In the same year he taught watercolor, drawing and composition classes at the Architecture School at University of Mexico.
Mural at Government Palace Hall in Acapulco, Guerrero.

In 1973 he decorated the Acapulco municipal palace with six large murals about the history and customs of the Mexican port.

In 1976 he made a folding screen of 5.00 m x 2.00 m with the Conquest of Mexico theme, where it is exposed the two cultures encounter and the fusion of the Mexican Indian culture and European races, and the result of these until our days.

In 1980 he traveled to Europe and did several watercolors in Spain, France, Italy and some more places.

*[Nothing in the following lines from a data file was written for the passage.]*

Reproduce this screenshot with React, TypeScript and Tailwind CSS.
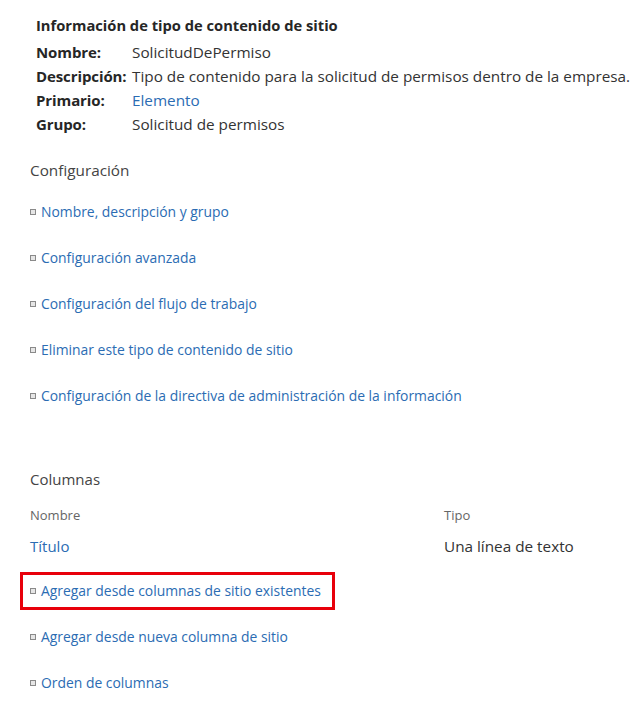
import { ReactNode } from 'react';

const font = { fontFamily: '"Open Sans", "Noto Sans", Arial, sans-serif' };

function Bullet() {
  return <span className="inline-block w-[6px] h-[6px] border-[1.5px] border-[#8a8a8a] bg-[#e6e6e6] mr-[5px] shrink-0" />;
}

function LinkItem({ children, boxed }: { children: ReactNode; boxed?: boolean }) {
  if (boxed) {
    return (
      <div className="h-[46px] flex items-center">
        <div className="ml-[-10px] w-[315px] h-[38px] border-[3px] border-[#e8000b] flex items-center pl-[7px]">
          <Bullet />
          <span className="text-[#2b6cb3] text-[13.9px]">{children}</span>
        </div>
      </div>
    );
  }
  return (
    <div className="h-[46px] flex items-center">
      <Bullet />
      <span className="text-[#2b6cb3] text-[13.9px]">{children}</span>
    </div>
  );
}

const info = [
  { label: 'Nombre:', value: 'SolicitudDePermiso' },
  { label: 'Descripción:', value: 'Tipo de contenido para la solicitud de permisos dentro de la empresa.' },
  { label: 'Primario:', value: 'Elemento', link: true },
  { label: 'Grupo:', value: 'Solicitud de permisos' },
];

export default function App() {
  return (
    <div className="w-[641px] h-[711px] bg-white overflow-hidden" style={font}>
      <div className="pl-[36px] pt-[14px]">
        <div className="text-[14.7px] font-bold text-[#262626] leading-[22px]">
          Información de tipo de contenido de sitio
        </div>
        <div className="mt-[4px]">
          {info.map((row) => (
            <div key={row.label} className="flex leading-[24px] whitespace-nowrap">
              <span className="w-[96px] shrink-0 text-[15px] font-bold text-[#262626] tracking-[-0.1px]">{row.label}</span>
              <span className={`text-[15.3px] ${row.link ? 'text-[#2b6cb3]' : 'text-[#333]'}`}>{row.value}</span>
            </div>
          ))}
        </div>
      </div>

      <div className="pl-[30px] pr-[20px]">
        <div className="mt-[23px] text-[15.3px] text-[#444] leading-[22px]">Configuración</div>
        <div className="mt-[8px]">
          <LinkItem>Nombre, descripción y grupo</LinkItem>
          <LinkItem>Configuración avanzada</LinkItem>
          <LinkItem>Configuración del flujo de trabajo</LinkItem>
          <LinkItem>Eliminar este tipo de contenido de sitio</LinkItem>
          <LinkItem>Configuración de la directiva de administración de la información</LinkItem>
        </div>

        <div className="mt-[49px] text-[15px] text-[#444] leading-[22px]">Columnas</div>
        <div className="mt-[16px] flex text-[13px] text-[#666] leading-[18px]">
          <span className="w-[414px]">Nombre</span>
          <span>Tipo</span>
        </div>
        <div className="mt-[10px] flex leading-[24px]">
          <span className="w-[414px] text-[15px] text-[#2b6cb3]">Título</span>
          <span className="text-[15.3px] text-[#333]">Una línea de texto</span>
        </div>
        <div className="mt-[10px]">
          <LinkItem boxed>Agregar desde columnas de sitio existentes</LinkItem>
          <LinkItem>Agregar desde nueva columna de sitio</LinkItem>
          <LinkItem>Orden de columnas</LinkItem>
        </div>
      </div>
    </div>
  );
}
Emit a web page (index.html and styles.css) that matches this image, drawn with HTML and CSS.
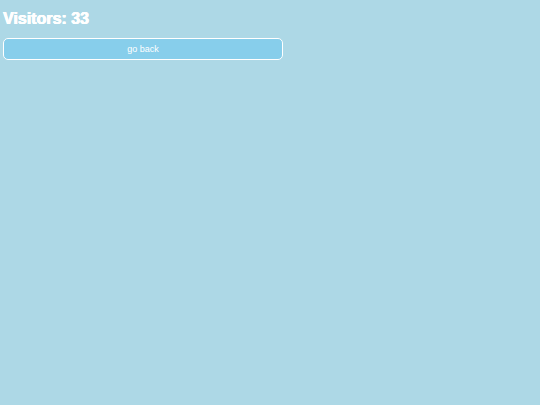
FILE: index.html
```html
<!DOCTYPE html>
<html>
<head>
<meta charset="utf-8">
<link rel="stylesheet" href="styles.css">
</head>
<body>
<div class="page">
  <h1 class="title">Visitors: 33</h1>
  <button class="back">go back</button>
</div>
</body>
</html>
```
FILE: styles.css
```css
html, body {
  margin: 0;
  padding: 0;
  background: #add8e6;
  height: 100%;
}
.page {
  padding: 3px;
  display: flex;
  flex-direction: column;
  align-items: flex-start;
  font-family: "Liberation Sans", Arial, sans-serif;
}
.title {
  margin: 7px 0 10px 0;
  font-size: 16px;
  line-height: 18px;
  font-weight: bold;
  letter-spacing: 0;
  color: #fff;
  text-shadow: 0.4px 0 0 #fff, -0.3px 0 0 #fff, 0 0.3px 0 #fff;
}
.back {
  width: 280px;
  height: 22px;
  background: #87ceeb;
  border: 1px solid #fff;
  border-radius: 5px;
  color: #fff;
  font-family: "Liberation Sans", Arial, sans-serif;
  font-size: 9px;
  padding: 0;
}
```
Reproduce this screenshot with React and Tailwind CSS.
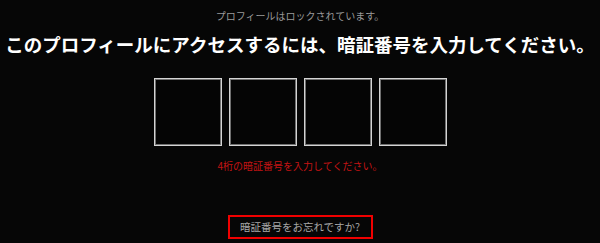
export default function App() {
  const jp = { fontFamily: '"Noto Sans CJK JP", "Noto Sans", sans-serif' };
  return (
    <div
      className="w-[600px] h-[243px] bg-[#060606] flex flex-col items-center overflow-hidden"
      style={jp}
    >
      {/* ロック表示 */}
      <p className="mt-[9px] h-[14px] leading-[14px] text-[10px] text-[#9a9a9a]">
        プロフィールはロックされています。
      </p>

      {/* 見出し */}
      <h1 className="mt-[9px] h-[24px] leading-[24px] text-[18.5px] font-bold text-white whitespace-nowrap">
        このプロフィールにアクセスするには、暗証番号を入力してください。
      </h1>

      {/* PIN入力 */}
      <div className="mt-[22px] flex gap-[7px]">
        {[0, 1, 2, 3].map((i) => (
          <div
            key={i}
            className="w-[68px] h-[68px] border border-[#d4d4d4] shadow-[inset_0_0_0_1px_#707070] bg-[#050505]"
          />
        ))}
      </div>

      {/* エラー */}
      <p className="mt-[13px] h-[14px] leading-[14px] text-[10px] text-[#c41414]">
        4桁の暗証番号を入力してください。
      </p>

      {/* 忘れた場合 */}
      <button className="mt-[42px] w-[145px] h-[24px] border-2 border-[#f00000] text-[10.5px] leading-none text-[#a8a8a8] flex items-center justify-center">
        暗証番号をお忘れですか?
      </button>
    </div>
  );
}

In 1985 did easel painting in watercolor, oil and acrylic in the states of Morelos, Guerrero, Mexico, and Puebla and some other places in Mexico.

A whole life rich of art, he performed murals and easel painting. Painted portraits for politics, presidents of the Mexican republic as well as theirs wives; also governors, industrialists, artists, national heroes, cartoons, customs themes, landscapes, portraits and some many more themes. All a life dedicated to pictoric art. Unfortunately much of his work could not been found, it is made a great effort to join the most possible through their collections, also the National University of Mexico, The National Institute of Anthropology and History and the Institute of Fine Arts are very interested in reunite the most of the work  for being shown.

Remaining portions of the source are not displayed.